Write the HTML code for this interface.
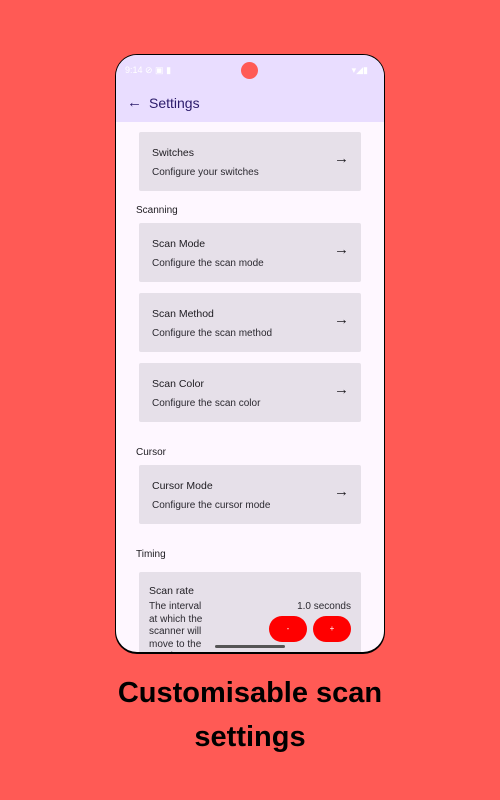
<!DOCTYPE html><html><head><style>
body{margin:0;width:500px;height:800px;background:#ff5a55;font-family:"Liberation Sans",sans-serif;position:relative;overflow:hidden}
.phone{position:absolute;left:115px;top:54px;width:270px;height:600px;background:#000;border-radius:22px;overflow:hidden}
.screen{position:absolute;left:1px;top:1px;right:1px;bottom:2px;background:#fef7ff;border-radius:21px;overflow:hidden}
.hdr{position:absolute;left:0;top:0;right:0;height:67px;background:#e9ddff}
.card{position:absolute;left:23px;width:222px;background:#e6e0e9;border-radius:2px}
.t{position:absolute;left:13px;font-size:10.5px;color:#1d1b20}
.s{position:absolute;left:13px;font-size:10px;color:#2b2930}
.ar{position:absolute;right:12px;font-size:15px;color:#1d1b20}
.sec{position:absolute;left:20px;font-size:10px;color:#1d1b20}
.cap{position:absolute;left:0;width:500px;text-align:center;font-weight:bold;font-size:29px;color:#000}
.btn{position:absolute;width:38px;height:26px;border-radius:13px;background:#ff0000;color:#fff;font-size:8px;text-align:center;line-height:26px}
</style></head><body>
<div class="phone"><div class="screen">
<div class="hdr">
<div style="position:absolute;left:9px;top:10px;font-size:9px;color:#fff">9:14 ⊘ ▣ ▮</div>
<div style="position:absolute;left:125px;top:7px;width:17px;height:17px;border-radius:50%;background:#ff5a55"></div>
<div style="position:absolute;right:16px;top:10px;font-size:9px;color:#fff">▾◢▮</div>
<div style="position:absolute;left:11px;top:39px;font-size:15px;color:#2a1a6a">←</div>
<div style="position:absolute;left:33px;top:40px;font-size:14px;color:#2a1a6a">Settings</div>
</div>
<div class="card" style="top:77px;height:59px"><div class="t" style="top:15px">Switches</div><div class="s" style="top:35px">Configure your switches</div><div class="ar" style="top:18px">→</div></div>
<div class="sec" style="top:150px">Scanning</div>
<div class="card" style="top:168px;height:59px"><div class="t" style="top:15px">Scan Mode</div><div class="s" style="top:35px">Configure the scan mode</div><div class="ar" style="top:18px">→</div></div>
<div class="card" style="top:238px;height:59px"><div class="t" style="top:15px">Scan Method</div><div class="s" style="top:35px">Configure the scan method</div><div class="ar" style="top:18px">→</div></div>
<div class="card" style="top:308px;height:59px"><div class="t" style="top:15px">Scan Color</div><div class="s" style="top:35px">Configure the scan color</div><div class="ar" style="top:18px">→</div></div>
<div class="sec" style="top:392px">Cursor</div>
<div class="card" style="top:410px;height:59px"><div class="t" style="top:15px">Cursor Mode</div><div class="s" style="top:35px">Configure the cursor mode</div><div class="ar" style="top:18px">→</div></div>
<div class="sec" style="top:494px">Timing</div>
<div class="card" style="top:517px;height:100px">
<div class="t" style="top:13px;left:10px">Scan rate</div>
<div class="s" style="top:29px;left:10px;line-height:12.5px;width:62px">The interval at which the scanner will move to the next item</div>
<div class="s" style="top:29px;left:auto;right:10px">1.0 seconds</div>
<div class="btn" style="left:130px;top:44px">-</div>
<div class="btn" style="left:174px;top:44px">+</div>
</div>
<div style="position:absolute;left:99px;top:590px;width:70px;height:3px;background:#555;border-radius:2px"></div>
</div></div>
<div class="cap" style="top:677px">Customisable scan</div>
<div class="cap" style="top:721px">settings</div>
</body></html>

§ **Your instructions**:
Copy out each line word for word, please, skipping the images.

§ **The answer**:
Write the HTML code for this interface.
<!DOCTYPE html><html><head><style>
body{margin:0;width:500px;height:800px;background:#ff5a55;font-family:"Liberation Sans",sans-serif;position:relative;overflow:hidden}
.phone{position:absolute;left:115px;top:54px;width:270px;height:600px;background:#000;border-radius:22px;overflow:hidden}
.screen{position:absolute;left:1px;top:1px;right:1px;bottom:2px;background:#fef7ff;border-radius:21px;overflow:hidden}
.hdr{position:absolute;left:0;top:0;right:0;height:67px;background:#e9ddff}
.card{position:absolute;left:23px;width:222px;background:#e6e0e9;border-radius:2px}
.t{position:absolute;left:13px;font-size:10.5px;color:#1d1b20}
.s{position:absolute;left:13px;font-size:10px;color:#2b2930}
.ar{position:absolute;right:12px;font-size:15px;color:#1d1b20}
.sec{position:absolute;left:20px;font-size:10px;color:#1d1b20}
.cap{position:absolute;left:0;width:500px;text-align:center;font-weight:bold;font-size:29px;color:#000}
.btn{position:absolute;width:38px;height:26px;border-radius:13px;background:#ff0000;color:#fff;font-size:8px;text-align:center;line-height:26px}
</style></head><body>
<div class="phone"><div class="screen">
<div class="hdr">
<div style="position:absolute;left:9px;top:10px;font-size:9px;color:#fff">9:14 ⊘ ▣ ▮</div>
<div style="position:absolute;left:125px;top:7px;width:17px;height:17px;border-radius:50%;background:#ff5a55"></div>
<div style="position:absolute;right:16px;top:10px;font-size:9px;color:#fff">▾◢▮</div>
<div style="position:absolute;left:11px;top:39px;font-size:15px;color:#2a1a6a">←</div>
<div style="position:absolute;left:33px;top:40px;font-size:14px;color:#2a1a6a">Settings</div>
</div>
<div class="card" style="top:77px;height:59px"><div class="t" style="top:15px">Switches</div><div class="s" style="top:35px">Configure your switches</div><div class="ar" style="top:18px">→</div></div>
<div class="sec" style="top:150px">Scanning</div>
<div class="card" style="top:168px;height:59px"><div class="t" style="top:15px">Scan Mode</div><div class="s" style="top:35px">Configure the scan mode</div><div class="ar" style="top:18px">→</div></div>
<div class="card" style="top:238px;height:59px"><div class="t" style="top:15px">Scan Method</div><div class="s" style="top:35px">Configure the scan method</div><div class="ar" style="top:18px">→</div></div>
<div class="card" style="top:308px;height:59px"><div class="t" style="top:15px">Scan Color</div><div class="s" style="top:35px">Configure the scan color</div><div class="ar" style="top:18px">→</div></div>
<div class="sec" style="top:392px">Cursor</div>
<div class="card" style="top:410px;height:59px"><div class="t" style="top:15px">Cursor Mode</div><div class="s" style="top:35px">Configure the cursor mode</div><div class="ar" style="top:18px">→</div></div>
<div class="sec" style="top:494px">Timing</div>
<div class="card" style="top:517px;height:100px">
<div class="t" style="top:13px;left:10px">Scan rate</div>
<div class="s" style="top:29px;left:10px;line-height:12.5px;width:62px">The interval at which the scanner will move to the next item</div>
<div class="s" style="top:29px;left:auto;right:10px">1.0 seconds</div>
<div class="btn" style="left:130px;top:44px">-</div>
<div class="btn" style="left:174px;top:44px">+</div>
</div>
<div style="position:absolute;left:99px;top:590px;width:70px;height:3px;background:#555;border-radius:2px"></div>
</div></div>
<div class="cap" style="top:677px">Customisable scan</div>
<div class="cap" style="top:721px">settings</div>
</body></html>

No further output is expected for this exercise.